The question isn’t, “Were you available to work for your old employer?” but “Were you available to work, period.”

“In order to receive benefits, you have to be available for work,” Bergan said. “If you broke your leg and couldn’t work, the answer is, ‘No.’”

A “no” answer means no benefits.

Workweek issues

“The state’s workweek is from Sunday to Saturday, and that can cause issues with people,” Bergan said.

If your workweek, for example, runs from Wednesday to Sunday, you still can get unemployment benefits, but you’ll get benefits for only four days—Wednesday through Saturday.

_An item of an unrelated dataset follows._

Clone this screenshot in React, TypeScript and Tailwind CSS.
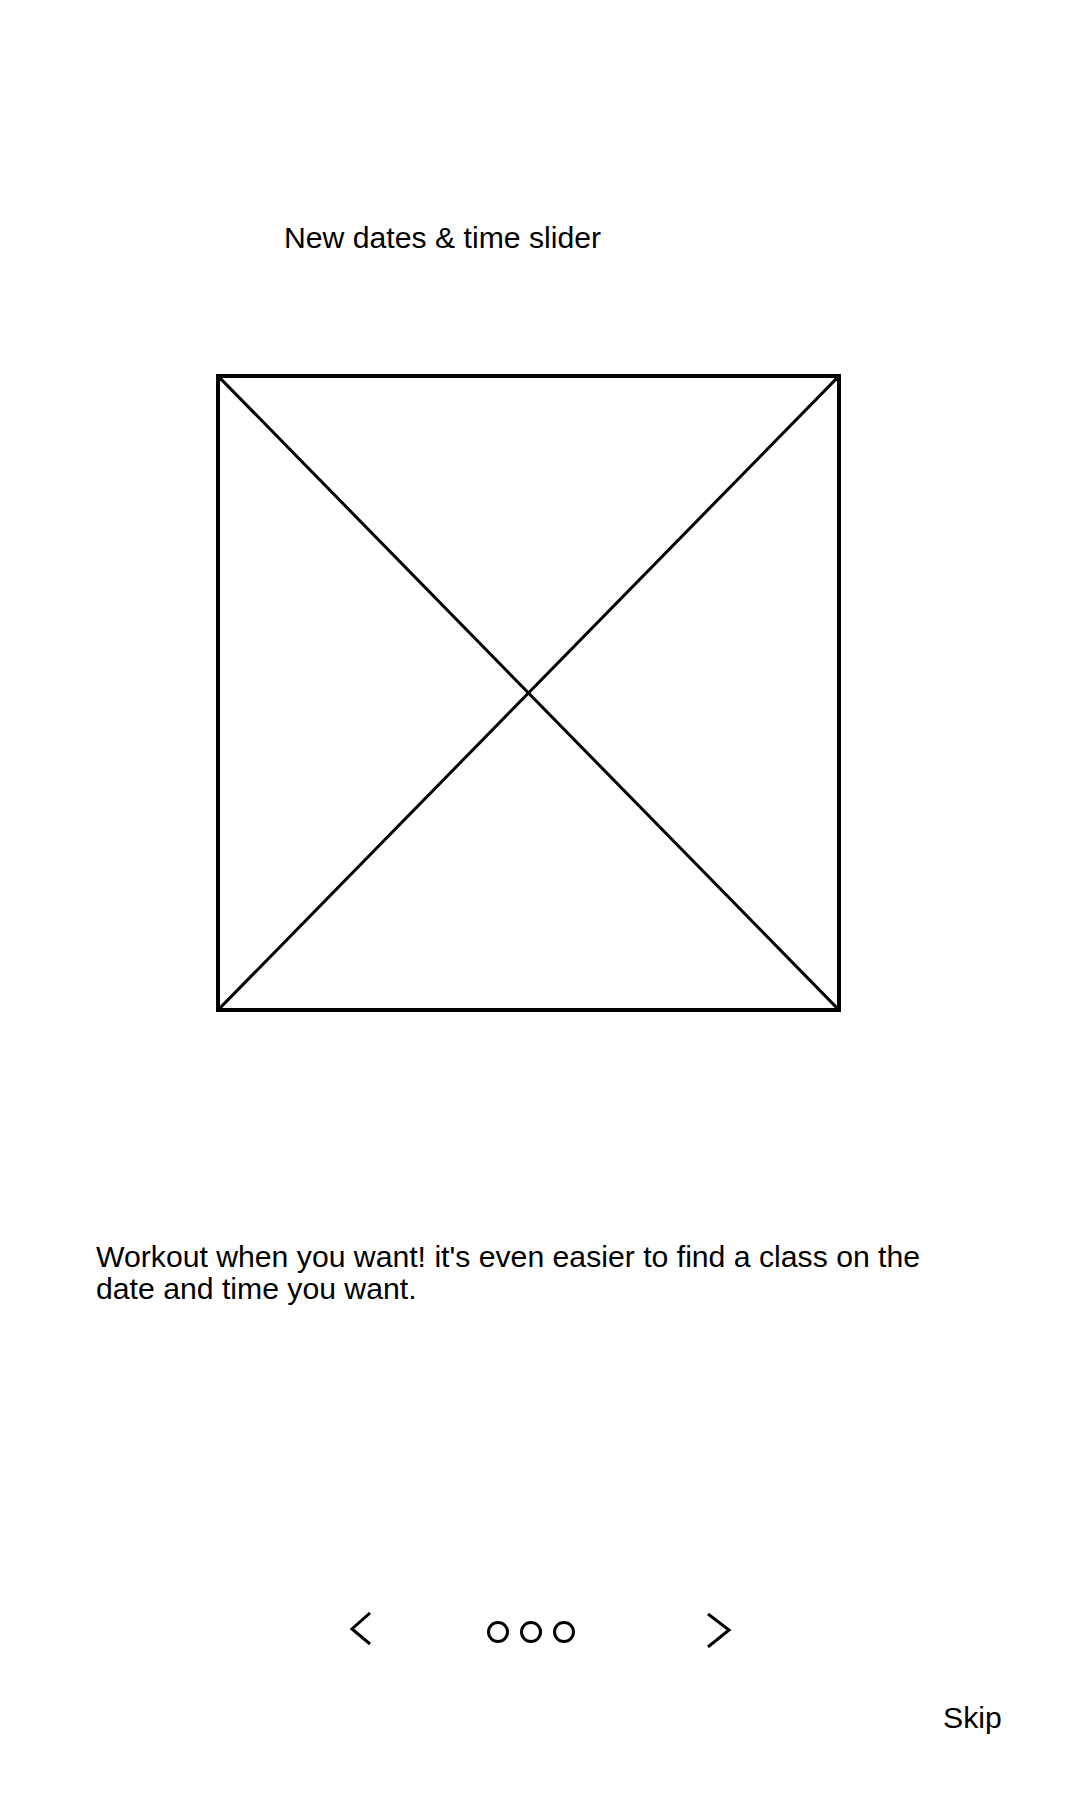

Over a period of several weeks, payments would even out as you continue to file.

Read the form

First-time filers will get a claim confirmation and instructions letter. It reads, “Your monetary computation has been calculated and will be sent in a separate mailing.”

This is not the same as “your money is on the way.”

Filing for unemployment is a two-step process.

The first step is an initial claim application filed during the week you are unemployed or the week after.

The second step is a weekly claim certification filed within 14 days of the end of the calendar week you are claiming, but you cannot file your claim certification for that week until after that week has ended.

How about that extension?

“We’ve been getting a lot of calls about the status of federal extensions,” Bergan said.

An extension of unemployment benefits has passed the U.S. House of Representatives, and the Senate will take up the issue when it reconvenes Monday.

People whose benefits have run out should continue to file, Bergan said. If the extensions are approved, filers will receive benefits retroactive to June. 1.

Benefits will be available for those who haven’t continued to file weekly claims, but they’ll take longer to process.